Верочка, святая добрая душа, сказала о последней шоколадке, которую им принесла стюардесса, что она оставит ее для Таты. А Сашка ей в ответ сказал: «Неужели ты собираешься еще общаться с этими людьми?» Мы посмеялись, когда Верочка нам это рассказала, только что-то было в этой шутке, и она запала в мою память.
Спустя лет пять один малознакомый импресарио позвал меня проехаться по нескольким южным городам и, спутав то ли с Кобзоном, то ли с Пугачевой, прислал мне билет в бизнес-классе.
Я и посадки ожидал в отдельном зале для весьма важных персон, и привезли нас к самолету (шестеро всего нас было) в отдельном микроавтобусе, прочего летящего населения я даже и не видел.
Самолет – гораздо более демократический транспорт, чем, например, поезд, где пассажиры все-таки разделены стенками их купе, в салон самолета вливается единая густая толпа. А тут нас было шестеро, и мы не замечали друг друга. И сразу же явилась выпивка в большом ассортименте. Перечислять всего не буду, только виски одного там было три различных марки. И, конечно же, я ждал еду. Ведь в самолете это вообще большое развлечение и радость, тут наверняка особенное что-то надо ждать, и Сашка говорил об этом тоже. Самое вкусное, с грустью подумал я, нам достается, когда многое уже мы вряд ли можем разжевать.

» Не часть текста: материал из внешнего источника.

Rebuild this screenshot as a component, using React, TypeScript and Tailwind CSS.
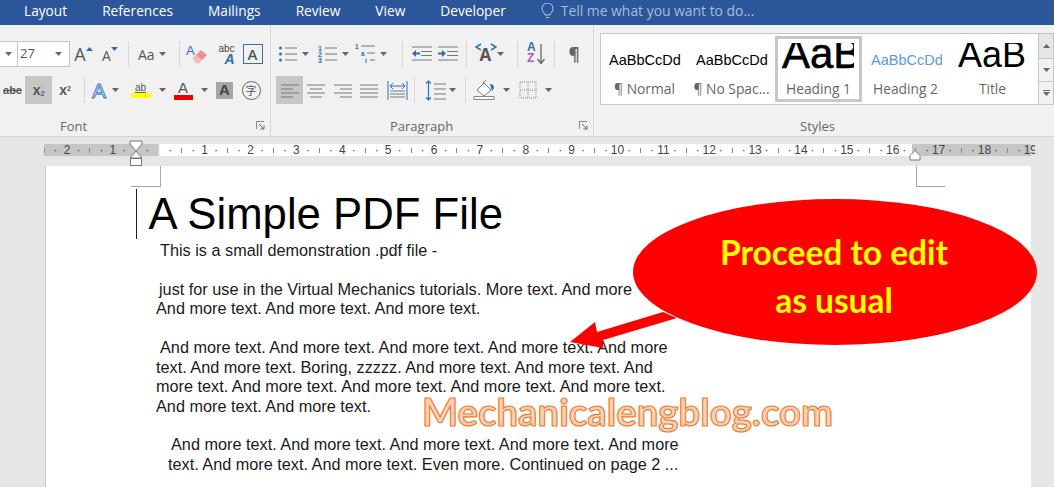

Но я ошибся. На подносе, который принесла источающая симпатию (ко мне лично, разумеется) стюардесса, прежде всего привлекала внимание упаковка с белой и красной рыбой, лимон с петрушкой тонко оттеняли ее цвет и сочность. Далее лежала упаковка из трех разных сыров. Один из них был, вероятно, деликатесным, ибо пах, как носки студента. Еще была натертая морковь, обернутая в ломоть баклажана, и великолепно изготовленная рыба с жареной картошкой. К ней (а может, и не к ней) был кетчуп под названием «Нежный» – он оправдывал свое название. Апельсин, виноград, киви. Виски мне подливали каждые минуты три.
Юная стюардесса любила нас изо всех сил. Она улыбалась, строила глазки, грациозно изгибалась, спрашивая о чае или кофе.